Nevada Government Affairs & Advocacy Nevada Update – July 20, 2020

Government Affairs Daily Update

July 20, 2020

Our Government Affairs & Advocacy Team is dedicated to keeping you informed and up to date with political and COVID-19 information in Nevada.

Special Session Comes to An End

Nevada’s 31st Special Session wrapped up Sunday night, addressing the $1.2-billion shortfall in the state’s budget caused by the COVID-19 pandemic. The special session was one of the longest in history, spanning 12 days. While lawmakers had to make tough decisions to ultimately cut $1.2-billion in revenue to fill the budget hole, the final piece of legislation passed late Sunday, Assembly Bill 3, identified $138.6-million in state revenue to restore or partially restore some of the proposed cuts. These include:

  • $49-million to retain certain Medicaid services, including dental, hospice services, behavioral health and supporting housing services
  • $514,000 for pediatric intensive care
  • $7.4-million for essential inpatient and outpatient mental health services across southern Nevada
  • $1.4-million for behavioral health practitioners, intensive case management, and medication clinic in northern Nevada
  • $1.5-million for behavioral health practitioners and housing support programs in rural Nevada
  • $1.8-million for the Teach Nevada program
  • $700,000 for computer science and technology program
  • $25.8-million to reduce the number of announced furlough days for state employees from 12 to six days
  • $14.3-million to reinstate merit pay for state employees
  • $1.4-million to avoid certain state employee layoffs

As of 4:00 p.m. on July 20, the following bills passed by the legislature have been signed or are on the Governor’s desk:

  • Senate Bill 1 – Revises provisions related to capital improvement projects – Signed
  • Senate Bill 2 – Temporarily authorizes certain changes to eligibility requirements for the Governor Guinn Millennium Scholarship – Signed
  • Senate Bill 3 – Temporarily accelerates the collection of a portion of the tax upon the net proceeds of minerals – Delivered to the Governor, expected to be signed
  • Senate Bill 4 – Temporarily revises provisions governing public borrowing – Signed
  • Assembly Bill 3 – Implements the vast majority of the budget changes in response to the COVID-19 pandemic – Enrolled, expected to be signed

Governor Sisolak called off plans for an immediate second special session until Nevada’s COVID numbers improve and conditions are safer for lawmakers.
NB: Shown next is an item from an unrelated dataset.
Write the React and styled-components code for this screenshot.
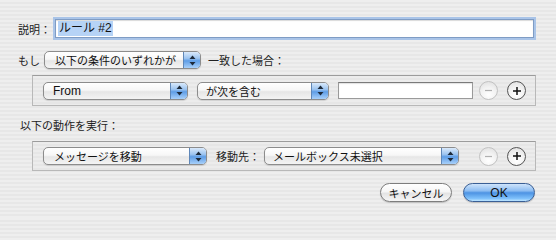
import React from 'react';
import styled, { createGlobalStyle } from 'styled-components';

const stripes = `repeating-linear-gradient(
    to bottom,
    #eeeeee 0px,
    #eeeeee 2px,
    #e7e7e7 2px,
    #e7e7e7 4px
  )`;

const GlobalStyle = createGlobalStyle`
  html, body {
    margin: 0;
    padding: 0;
    background: ${stripes};
  }
  body {
    font-family: "Liberation Sans", "Noto Sans CJK JP", sans-serif;
    font-size: 12px;
    color: #111;
  }
`;

const Dialog = styled.div`
  width: 556px;
  height: 218px;
  box-sizing: border-box;
  padding: 18px 20px 0 18px;
  display: flex;
  flex-direction: column;
  background: ${stripes};
  overflow: hidden;
`;

const Row = styled.div`
  display: flex;
  align-items: center;
  height: ${p => p.h || 18}px;
  margin-top: ${p => p.mt || 0}px;
  margin-left: ${p => p.ml || 0}px;
`;

const Label = styled.span`
  font-family: "Noto Sans CJK JP", sans-serif;
  font-size: 11px;
  color: #222;
  white-space: nowrap;
  margin-left: ${p => p.ml || 0}px;
  margin-right: ${p => p.mr || 0}px;
`;

const DescField = styled.div`
  flex: 1;
  height: 17px;
  margin-left: 4px;
  margin-right: 2px;
  background: #fff;
  border: 1px solid #7f9cc4;
  box-shadow: 0 0 0 2px #a9c4e8, inset 0 1px 1px rgba(0, 0, 0, 0.15);
  display: flex;
  align-items: center;
  padding-left: 2px;
`;

const Selected = styled.span`
  background: #b6d3f6;
  font-family: "Liberation Sans", "Noto Sans CJK JP", sans-serif;
  font-size: 12px;
  padding: 0 1px;
  line-height: 15px;
`;

const Box = styled.div`
  display: flex;
  align-items: center;
  height: ${p => p.h}px;
  box-sizing: border-box;
  margin-top: ${p => p.mt}px;
  margin-left: 14px;
  padding-left: 10px;
  border: 1px solid #b8b8b8;
  border-top-color: #9c9c9c;
  background: repeating-linear-gradient(
    to bottom,
    #ececec 0px,
    #ececec 2px,
    #e6e6e6 2px,
    #e6e6e6 4px
  );
`;

const PopupWrap = styled.div`
  width: ${p => p.w}px;
  height: 18px;
  box-sizing: border-box;
  margin-right: ${p => p.mr || 0}px;
  border: 1px solid #8c8c8c;
  border-radius: 5px;
  background: linear-gradient(to bottom, #ffffff 0%, #f7f7f7 45%, #e6e6e6 55%, #f4f4f4 100%);
  box-shadow: 0 1px 1px rgba(0, 0, 0, 0.12);
  display: flex;
  align-items: center;
  overflow: hidden;
  flex-shrink: 0;
`;

const PopupText = styled.span`
  flex: 1;
  padding-left: ${p => p.pl || 9}px;
  font-family: ${p => (p.latin ? '"Liberation Sans"' : '"Noto Sans CJK JP"')}, sans-serif;
  font-size: ${p => (p.latin ? 12 : 11)}px;
  line-height: 16px;
  white-space: nowrap;
  color: #111;
`;

const Cap = styled.span`
  width: 16px;
  height: 100%;
  border-left: 1px solid #5f87b8;
  background: linear-gradient(to bottom, #d9e9fb 0%, #9cc4f0 40%, #5e9de6 55%, #a8d0fa 100%);
  display: flex;
  align-items: center;
  justify-content: center;
`;

const TextInput = styled.div`
  width: 135px;
  height: 17px;
  box-sizing: border-box;
  margin-right: 6px;
  background: #fff;
  border: 1px solid #9a9a9a;
  border-top-color: #7a7a7a;
  box-shadow: inset 0 1px 1px rgba(0, 0, 0, 0.12);
  flex-shrink: 0;
`;

const Round = styled.div`
  width: 19px;
  height: 19px;
  box-sizing: border-box;
  border-radius: 50%;
  margin-left: ${p => p.ml || 0}px;
  border: 1px solid ${p => (p.disabled ? '#c2c2c2' : '#555')};
  background: radial-gradient(circle at 50% 75%, #ffffff 0%, #f2f2f2 50%, #dcdcdc 100%);
  display: flex;
  align-items: center;
  justify-content: center;
  flex-shrink: 0;
`;

const ButtonRow = styled.div`
  display: flex;
  justify-content: flex-end;
  gap: 11px;
  margin-top: 12px;
  margin-right: 1px;
`;

const PushButton = styled.div`
  width: 72px;
  height: 19px;
  box-sizing: border-box;
  border-radius: 10px;
  display: flex;
  align-items: center;
  justify-content: center;
  font-family: ${p => (p.primary ? '"Liberation Sans"' : '"Noto Sans CJK JP"')}, sans-serif;
  font-size: ${p => (p.primary ? 12 : 11)}px;
  color: #111;
  border: 1px solid ${p => (p.primary ? '#3a5f95' : '#7d7d7d')};
  background: ${p =>
    p.primary
      ? 'linear-gradient(to bottom, #cfe4fb 0%, #8dbdf2 40%, #4d93e3 52%, #7fc1fb 85%, #bfe6ff 100%)'
      : 'linear-gradient(to bottom, #ffffff 0%, #f6f6f6 45%, #e4e4e4 55%, #f6f6f6 100%)'};
  box-shadow: 0 1px 1px rgba(0, 0, 0, 0.18);
`;

const Arrows = () => (
  <svg width="7" height="11" viewBox="0 0 7 11">
    <path d="M3.5 0.5 L6.5 4 L0.5 4 Z" fill="#1d2a3a" />
    <path d="M3.5 10.5 L6.5 7 L0.5 7 Z" fill="#1d2a3a" />
  </svg>
);

const Popup = ({ w, mr, pl, latin, children }) => (
  <PopupWrap w={w} mr={mr}>
    <PopupText pl={pl} latin={latin}>{children}</PopupText>
    <Cap>
      <Arrows />
    </Cap>
  </PopupWrap>
);

const Minus = () => (
  <Round disabled>
    <svg width="9" height="9" viewBox="0 0 9 9">
      <path d="M1 4.5 H8" stroke="#b0b0b0" strokeWidth="1.2" />
    </svg>
  </Round>
);

const Plus = () => (
  <Round ml={9}>
    <svg width="10" height="10" viewBox="0 0 10 10">
      <path d="M1 5 H9 M5 1 V9" stroke="#111" strokeWidth="1.5" />
    </svg>
  </Round>
);

export default function App() {
  return (
    <>
      <GlobalStyle />
      <Dialog>
        <Row h={21}>
          <Label>説明：</Label>
          <DescField>
            <Selected>ルール #2</Selected>
          </DescField>
        </Row>

        <Row mt={12} h={18}>
          <Label mr={4}>もし</Label>
          <Popup w={157} mr={7} pl={10}>以下の条件のいずれかが</Popup>
          <Label>一致した場合：</Label>
        </Row>

        <Box h={31} mt={6}>
          <Popup w={145} mr={9} latin>From</Popup>
          <Popup w={132} mr={9} pl={8}>が次を含む</Popup>
          <TextInput />
          <Minus />
          <Plus />
        </Box>

        <Row mt={11} h={16} ml={2}>
          <Label>以下の動作を実行：</Label>
        </Row>

        <Box h={30} mt={8}>
          <Popup w={164} mr={9} pl={10}>メッセージを移動</Popup>
          <Label mr={4}>移動先：</Label>
          <Popup w={195} mr={20} pl={8}>メールボックス未選択</Popup>
          <Minus />
          <Plus />
        </Box>

        <ButtonRow>
          <PushButton>キャンセル</PushButton>
          <PushButton primary>OK</PushButton>
        </ButtonRow>
      </Dialog>
    </>
  );
}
A second special session is likely to occur at a later time and potential topics include:

  • Implementing criminal and social justice policy reform
  • Ensuring Nevadans can exercise their fundamental right to vote in a way that does not dangerously expose them to increased risk of COVID-19
  • Helping stabilize Nevada businesses and establishing safety standards for the workers keeping the economy going
  • Removing statutory barriers impeding the work of Nevada’s unemployment insurance program

Nevada Announces Rental Assistance Aid

Beginning Monday, Nevadans facing financial hardships due to COVID-19 can now apply for rental assistance through the state’s CARES Housing Assistance Program (CHAP), with $30-million being distributed from CARES Act funds. The goal of the program is to help Nevada renters stay in their homes even after the statewide residential eviction moratorium expires on September 1 as laid out in Governor Sisolak’s Emergency Directive 025. The funds will be awarded on a first-come, first-serve basis and will be paid directly to landlords on behalf of tenants, a process being expedited in Clark County through a portal that allows property managers to pre-register. To qualify, a tenant must:

  • Rent in Nevada, have an active lease and owe back-rent
  • Be able to show that financial hardship has been suffered related to COVID-19, such as the loss of a job, a reduction in work hours or a reduction in pay
  • The tenant’s household must have liquid resources totaling less than $3,000, with their gross annual income below 120-percent of the area median income
  • Must not be currently receiving rental assistance through a federal housing voucher

Nevada COVID-19 Numbers

Nevada’s seven-day average positivity rate hit another all-time high Monday, reaching 20.6-percent, while the daily positivity rate stood at 16-percent. The state reported 948 confirmed cases, the first-time cases have been below 1,000 since July 14. Hospitalizations in Nevada are up to 849 people, and ICU hospitalizations also increased to 304. The state reported one additional death since Sunday, bringing the total number to 650. As daily COVID-19 cases in Nevada continue to increase, tourism in the state is decreasing, with daily visitation at Clark County casinos last week estimated to be 44-percent lower than the average visitation rate in February, before the pandemic wreaked havoc on the economy. The week prior there was a 38-percent drop.